Interior Ministry spokesman Brig. Gen. Abbas al-Bahadli said the ministry maintains “a high level of readiness, particularly within the Border Forces Command, in light of developments in the region and the situation in Syria,” adding that the 618-kilometer Iraqi-Syrian border is “fully secured.”
Al-Bahadli said border security relies on three defensive lines: “the first led by the Border Forces, the second by the Iraqi Army, and the third by the Popular Mobilization Forces.” He said the ministry has adopted “seven barriers along the border, including fixed-wing electronic thermal aircraft that monitor the entire border strip.”

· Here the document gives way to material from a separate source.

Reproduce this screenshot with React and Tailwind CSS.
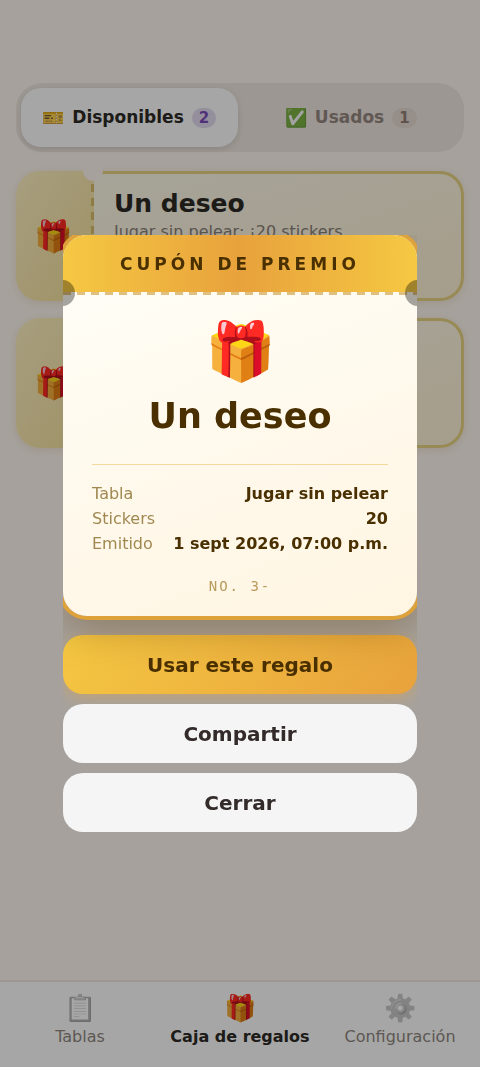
import { useState } from "react";
import clsx from "clsx";

const TABS = [
  { id: "available", emoji: "🎫", label: "Disponibles", count: 2 },
  { id: "used", emoji: "✅", label: "Usados", count: 1 },
];

const GIFTS = [
  { id: 1, title: "Un deseo", detail: "Jugar sin pelear: ¡20 stickers" },
  { id: 2 },
];

const NAV = [
  { id: "boards", emoji: "📋", label: "Tablas" },
  { id: "gifts", emoji: "🎁", label: "Caja de regalos" },
  { id: "settings", emoji: "⚙️", label: "Configuración" },
];

const ROWS = [
  ["Tabla", "Jugar sin pelear"],
  ["Stickers", "20"],
  ["Emitido", "1 sept 2026, 07:00 p.m."],
];

const GiftCard = ({ gift }) => (
  <li className="relative flex h-[130px] rounded-3xl shadow-[0_2px_10px_rgba(120,90,20,0.12)]">
    {/* stub with the tear line */}
    <div className="relative flex w-[78px] shrink-0 items-center justify-center rounded-l-3xl bg-linear-to-br from-[#fff3c4] to-[#f4e09a] pr-1 text-[31px] leading-none">
      🎁
      <span className="absolute right-0 inset-y-[13px] w-[3px] bg-[repeating-linear-gradient(to_bottom,#d9bf68_0_8px,transparent_8px_14px)]" />
    </div>
    <div className="min-w-0 flex-1 rounded-r-3xl border-y-3 border-r-3 border-[#ead482] bg-linear-to-br from-[#fffbeb] to-[#fff3d6] px-5 pt-[14px]">
      {gift.title && (
        <>
          <h2 className="text-[25px] leading-8 font-bold text-[#2d2a26]">{gift.title}</h2>
          <p className="text-[16px] leading-6 text-[#8a8178]">{gift.detail}</p>
        </>
      )}
    </div>
    {/* punched notches */}
    <span className="absolute -top-[10px] left-[67px] size-5 rounded-full bg-[#fff8f0]" />
    <span className="absolute -bottom-[10px] left-[67px] size-5 rounded-full bg-[#fff8f0]" />
  </li>
);

const Coupon = () => (
  <section className="relative rounded-3xl bg-linear-160 from-[#fffef8] to-[#fff5e2] shadow-[0_0_0_4px_#dfa23a,0_12px_40px_rgba(100,60,0,0.4)]">
    <header className="rounded-t-3xl bg-linear-to-r from-[#f5c842] via-[#e8a23c] to-[#f5c842] pt-[17px] pb-[15px] text-center text-[17px] leading-[25px] font-bold tracking-[4px] text-[#4a3000]">
      CUPÓN DE PREMIO
    </header>
    <div className="h-[3px] bg-[repeating-linear-gradient(to_right,#e0c080_0_8px,transparent_8px_14px)]" />
    <span className="absolute top-[45px] -left-[14px] size-[26px] rounded-full bg-black/35" />
    <span className="absolute top-[45px] -right-[14px] size-[26px] rounded-full bg-black/35" />
    <div className="px-[29px] pt-5 pb-5 text-center">
      <div className="text-[57px] leading-[72px]">🎁</div>
      <h1 className="mt-[9px] text-[35px] leading-10 font-bold text-[#4a3000]">Un deseo</h1>
      <dl className="mt-7 border-t border-[#f3d9a0] pt-4 text-[16px] leading-[25px]">
        {ROWS.map(([name, value]) => (
          <div key={name} className="flex justify-between">
            <dt className="text-[#a08850]">{name}</dt>
            <dd className="font-bold text-[#4a3000]">{value}</dd>
          </div>
        ))}
      </dl>
      <p className="mt-5 font-['DejaVu_Sans_Mono',monospace] text-[14px] leading-5 tracking-[2px] text-[#b89a5a]">NO. 3-</p>
    </div>
  </section>
);

export default function App() {
  const [tab, setTab] = useState("available");
  const [open, setOpen] = useState(true);

  return (
    <div className="relative flex min-h-screen flex-col bg-[#fff8f0] font-['DejaVu_Sans',sans-serif]">
      <main className="flex-1 px-4 pt-[83px]">
        <div className="flex gap-[5px] rounded-[26px] bg-[#f0e8e0] p-[5px]">
          {TABS.map((t) => (
            <button
              key={t.id}
              onClick={() => setTab(t.id)}
              className={clsx(
                "flex h-[59px] flex-1 items-center justify-center gap-2 rounded-[20px] text-[17px] font-bold",
                tab === t.id ? "bg-white text-[#2d2a26] shadow-[0_2px_6px_rgba(0,0,0,0.12)]" : "text-[#968880]"
              )}
            >
              <span className="text-[18px]">{t.emoji}</span>
              <span>{t.label}</span>
              <span
                className={clsx(
                  "rounded-full px-[7px] text-[15px] leading-5",
                  tab === t.id ? "bg-[#e4dcf0] text-[#7c4dbd]" : "bg-[#e6dad2] text-[#94807a]"
                )}
              >
                {t.count}
              </span>
            </button>
          ))}
        </div>
        <ul className="mt-[19px] flex flex-col gap-[17px]">
          {GIFTS.map((g) => (
            <GiftCard key={g.id} gift={g} />
          ))}
        </ul>
      </main>

      <nav className="flex h-[87px] border-t-2 border-[#f0e8e0] bg-white">
        {NAV.map((n) => (
          <a
            key={n.id}
            href={`#${n.id}`}
            className={clsx(
              "flex flex-1 flex-col items-center pt-[9px] text-[16px] leading-6 whitespace-nowrap",
              n.id === "gifts" ? "font-bold text-[#2d2a26]" : "text-[#8f8880]"
            )}
          >
            <span className={clsx("text-[26px] leading-[34px]", n.id !== "gifts" && "opacity-60 grayscale")}>{n.emoji}</span>
            {n.label}
          </a>
        ))}
      </nav>

      {open && (
        <div className="fixed inset-0 flex items-center justify-center bg-black/35 px-[63px]">
          <div role="dialog" aria-modal="true" className="flex w-full flex-col gap-[10px] overflow-hidden text-[20px] leading-7 font-bold">
            <div className="mb-[9px] font-normal">
              <Coupon />
            </div>
            <button className="h-[59px] rounded-[20px] bg-linear-135 from-[#f5c842] to-[#e8a23c] text-[#4a3000] shadow-[0_4px_14px_rgba(232,162,60,0.4)]">
              Usar este regalo
            </button>
            <button className="h-[59px] rounded-[20px] bg-[#f5f5f5] text-[#332a2a]">Compartir</button>
            <button className="h-[59px] rounded-[20px] bg-[#f5f5f5] text-[#332a2a]" onClick={() => setOpen(false)}>
              Cerrar
            </button>
          </div>
        </div>
      )}
    </div>
  );
}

He said readiness goes beyond routine troop deployments, noting that the ministry developed a preventive strategy more than three years ago to secure the border. That effort included “digging trenches, building earthen berms, installing quadruple inflatable barriers, barbed wire (BRC), concrete towers and concrete walls, in addition to using fixed-wing laser thermal aircraft.”

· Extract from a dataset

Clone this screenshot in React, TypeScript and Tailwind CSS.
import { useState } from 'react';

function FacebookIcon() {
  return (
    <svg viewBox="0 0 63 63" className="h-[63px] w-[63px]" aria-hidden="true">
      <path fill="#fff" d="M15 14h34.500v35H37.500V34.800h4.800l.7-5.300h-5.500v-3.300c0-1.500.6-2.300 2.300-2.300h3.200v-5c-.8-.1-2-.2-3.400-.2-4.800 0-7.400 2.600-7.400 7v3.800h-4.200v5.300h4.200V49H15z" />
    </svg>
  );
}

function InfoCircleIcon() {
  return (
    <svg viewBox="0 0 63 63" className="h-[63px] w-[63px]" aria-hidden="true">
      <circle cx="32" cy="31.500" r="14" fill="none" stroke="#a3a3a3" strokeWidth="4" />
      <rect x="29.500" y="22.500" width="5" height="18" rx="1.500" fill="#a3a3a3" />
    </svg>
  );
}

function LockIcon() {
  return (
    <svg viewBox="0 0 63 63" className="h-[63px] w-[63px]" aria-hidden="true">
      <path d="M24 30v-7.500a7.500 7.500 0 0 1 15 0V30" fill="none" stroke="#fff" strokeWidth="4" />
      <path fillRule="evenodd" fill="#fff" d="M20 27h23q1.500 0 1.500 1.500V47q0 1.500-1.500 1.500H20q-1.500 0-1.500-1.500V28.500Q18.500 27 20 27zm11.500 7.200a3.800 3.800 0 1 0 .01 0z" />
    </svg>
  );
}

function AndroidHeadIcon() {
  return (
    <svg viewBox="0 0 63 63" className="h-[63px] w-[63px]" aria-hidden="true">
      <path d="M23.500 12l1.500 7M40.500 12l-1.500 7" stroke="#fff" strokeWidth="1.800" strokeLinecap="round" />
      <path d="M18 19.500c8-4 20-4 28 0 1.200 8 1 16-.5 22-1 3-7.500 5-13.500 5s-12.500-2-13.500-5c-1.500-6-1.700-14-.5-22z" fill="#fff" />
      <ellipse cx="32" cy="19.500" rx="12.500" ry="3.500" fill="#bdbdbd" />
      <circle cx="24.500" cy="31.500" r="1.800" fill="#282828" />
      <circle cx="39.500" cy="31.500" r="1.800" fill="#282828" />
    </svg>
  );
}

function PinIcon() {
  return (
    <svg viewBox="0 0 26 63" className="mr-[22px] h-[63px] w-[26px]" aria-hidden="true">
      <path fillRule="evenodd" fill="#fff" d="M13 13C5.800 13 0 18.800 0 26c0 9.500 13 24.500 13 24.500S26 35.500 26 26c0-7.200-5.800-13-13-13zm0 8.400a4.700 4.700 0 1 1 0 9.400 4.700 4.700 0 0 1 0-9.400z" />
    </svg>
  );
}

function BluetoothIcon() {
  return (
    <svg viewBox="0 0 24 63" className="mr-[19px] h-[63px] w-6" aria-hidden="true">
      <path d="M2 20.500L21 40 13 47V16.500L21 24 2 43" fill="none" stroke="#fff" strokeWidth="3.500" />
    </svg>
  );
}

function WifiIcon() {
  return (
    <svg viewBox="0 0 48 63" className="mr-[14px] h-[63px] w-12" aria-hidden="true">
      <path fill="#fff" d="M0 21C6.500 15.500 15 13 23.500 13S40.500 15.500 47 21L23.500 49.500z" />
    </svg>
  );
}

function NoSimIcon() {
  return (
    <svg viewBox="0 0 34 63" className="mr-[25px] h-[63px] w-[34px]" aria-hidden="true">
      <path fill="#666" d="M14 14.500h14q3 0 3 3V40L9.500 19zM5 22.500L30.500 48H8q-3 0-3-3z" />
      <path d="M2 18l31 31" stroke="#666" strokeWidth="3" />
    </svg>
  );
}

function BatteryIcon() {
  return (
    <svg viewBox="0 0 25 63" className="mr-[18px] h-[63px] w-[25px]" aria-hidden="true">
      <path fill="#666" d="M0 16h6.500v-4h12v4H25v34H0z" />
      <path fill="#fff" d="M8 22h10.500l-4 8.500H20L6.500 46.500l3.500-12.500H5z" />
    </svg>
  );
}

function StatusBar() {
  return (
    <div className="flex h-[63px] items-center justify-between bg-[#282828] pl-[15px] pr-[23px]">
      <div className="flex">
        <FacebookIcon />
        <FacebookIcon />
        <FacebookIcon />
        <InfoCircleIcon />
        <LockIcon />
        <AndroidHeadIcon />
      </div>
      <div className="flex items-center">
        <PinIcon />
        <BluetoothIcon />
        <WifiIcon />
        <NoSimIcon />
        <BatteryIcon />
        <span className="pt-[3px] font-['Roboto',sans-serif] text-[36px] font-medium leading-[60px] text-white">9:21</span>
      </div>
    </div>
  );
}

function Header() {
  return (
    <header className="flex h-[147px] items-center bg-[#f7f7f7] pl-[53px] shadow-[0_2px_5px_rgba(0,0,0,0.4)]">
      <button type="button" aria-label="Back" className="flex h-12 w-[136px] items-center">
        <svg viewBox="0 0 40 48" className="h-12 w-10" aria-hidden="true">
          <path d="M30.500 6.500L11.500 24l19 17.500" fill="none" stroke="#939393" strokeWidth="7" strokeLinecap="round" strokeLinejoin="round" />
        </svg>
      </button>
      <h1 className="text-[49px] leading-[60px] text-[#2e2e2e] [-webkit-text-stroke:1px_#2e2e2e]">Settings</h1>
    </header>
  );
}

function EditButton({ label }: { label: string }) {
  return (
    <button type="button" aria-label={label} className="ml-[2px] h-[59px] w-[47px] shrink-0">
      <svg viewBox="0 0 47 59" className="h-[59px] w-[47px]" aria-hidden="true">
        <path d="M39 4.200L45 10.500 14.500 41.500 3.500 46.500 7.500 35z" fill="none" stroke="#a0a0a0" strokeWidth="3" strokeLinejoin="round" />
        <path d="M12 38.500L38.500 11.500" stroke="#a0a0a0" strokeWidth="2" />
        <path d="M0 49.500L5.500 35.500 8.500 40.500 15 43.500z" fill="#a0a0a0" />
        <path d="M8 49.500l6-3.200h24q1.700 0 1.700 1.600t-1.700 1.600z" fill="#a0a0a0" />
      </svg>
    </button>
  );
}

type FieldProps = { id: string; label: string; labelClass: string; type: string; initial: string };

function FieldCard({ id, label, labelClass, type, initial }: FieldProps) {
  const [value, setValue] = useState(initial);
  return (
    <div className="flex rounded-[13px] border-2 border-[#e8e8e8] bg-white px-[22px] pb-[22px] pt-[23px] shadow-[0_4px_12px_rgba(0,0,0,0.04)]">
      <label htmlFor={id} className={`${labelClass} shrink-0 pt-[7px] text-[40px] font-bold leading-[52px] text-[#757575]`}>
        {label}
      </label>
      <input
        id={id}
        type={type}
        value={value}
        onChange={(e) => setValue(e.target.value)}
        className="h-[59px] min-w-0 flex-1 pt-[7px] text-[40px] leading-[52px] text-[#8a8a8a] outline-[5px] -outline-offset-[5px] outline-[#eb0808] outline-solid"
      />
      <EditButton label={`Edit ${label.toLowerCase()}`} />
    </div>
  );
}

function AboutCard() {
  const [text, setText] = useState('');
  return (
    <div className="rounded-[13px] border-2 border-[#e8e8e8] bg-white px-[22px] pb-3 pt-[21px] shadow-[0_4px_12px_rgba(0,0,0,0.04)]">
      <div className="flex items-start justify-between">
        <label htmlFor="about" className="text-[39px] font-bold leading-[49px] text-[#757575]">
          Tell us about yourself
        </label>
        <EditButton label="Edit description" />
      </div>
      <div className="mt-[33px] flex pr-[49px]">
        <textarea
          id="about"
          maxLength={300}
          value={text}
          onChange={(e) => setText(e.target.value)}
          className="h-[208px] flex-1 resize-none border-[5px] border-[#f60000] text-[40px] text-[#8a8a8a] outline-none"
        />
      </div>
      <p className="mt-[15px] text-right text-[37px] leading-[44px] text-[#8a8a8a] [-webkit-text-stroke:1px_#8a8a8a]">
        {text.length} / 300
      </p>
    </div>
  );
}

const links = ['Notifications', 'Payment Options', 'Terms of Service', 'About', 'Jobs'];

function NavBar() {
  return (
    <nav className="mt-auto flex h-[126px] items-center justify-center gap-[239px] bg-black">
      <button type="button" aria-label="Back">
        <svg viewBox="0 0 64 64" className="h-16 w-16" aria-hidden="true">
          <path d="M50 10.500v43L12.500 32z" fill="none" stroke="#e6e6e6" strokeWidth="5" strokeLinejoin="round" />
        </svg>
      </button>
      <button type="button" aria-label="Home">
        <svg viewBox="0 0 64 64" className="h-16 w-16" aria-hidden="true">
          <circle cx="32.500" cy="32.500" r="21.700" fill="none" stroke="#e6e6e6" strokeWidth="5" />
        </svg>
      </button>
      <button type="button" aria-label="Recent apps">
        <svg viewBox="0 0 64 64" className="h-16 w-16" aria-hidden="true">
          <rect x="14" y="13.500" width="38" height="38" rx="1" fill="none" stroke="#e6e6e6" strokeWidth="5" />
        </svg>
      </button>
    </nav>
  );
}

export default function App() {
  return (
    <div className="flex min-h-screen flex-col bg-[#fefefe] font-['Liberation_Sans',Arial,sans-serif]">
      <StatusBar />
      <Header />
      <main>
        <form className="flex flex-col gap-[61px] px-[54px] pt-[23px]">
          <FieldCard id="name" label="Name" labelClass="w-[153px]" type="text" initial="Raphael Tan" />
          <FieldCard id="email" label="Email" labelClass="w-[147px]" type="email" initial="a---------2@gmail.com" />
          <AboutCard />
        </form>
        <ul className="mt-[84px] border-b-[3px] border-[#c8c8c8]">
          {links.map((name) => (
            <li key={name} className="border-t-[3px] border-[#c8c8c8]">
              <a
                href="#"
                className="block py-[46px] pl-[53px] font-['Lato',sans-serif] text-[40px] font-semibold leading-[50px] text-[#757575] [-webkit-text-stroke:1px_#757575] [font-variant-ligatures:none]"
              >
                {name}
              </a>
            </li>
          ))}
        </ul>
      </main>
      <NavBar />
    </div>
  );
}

“The security situation is good, and there are no weak points, gaps or threat areas,” al-Bahadli said. “The situation along the Iraqi-Syrian border is fully reassuring.”
He said the ministry’s approach is not reactive. “The work of the Interior Ministry and the Border Forces Command in preparedness and readiness is not new or momentary,” he said, adding that security fortifications were established “a year or more before the current situation in Syria.”
Al-Bahadli said readiness levels remain “very high and continuous along the entire border strip to the last point,” with no tolerance for infiltration or illegal crossings. He said security measures are based on three main pillars: “the human resource with three defensive lines, the engineering effort represented by fences, barriers and trenches, and technological development through motion sensors, surveillance cameras and laser monitoring that operate day and night.”
He said these systems transmit live feeds to “the National Command Center and control and operations centers within the Border Forces Command,” along with fixed-wing electronic aircraft that “monitor any movement.”
Al-Bahadli also said there is “high coordination with the Joint Operations Command and the Ministry of Defense,” alongside intensified intelligence work, information gathering and field surveys to ensure there are no security breaches.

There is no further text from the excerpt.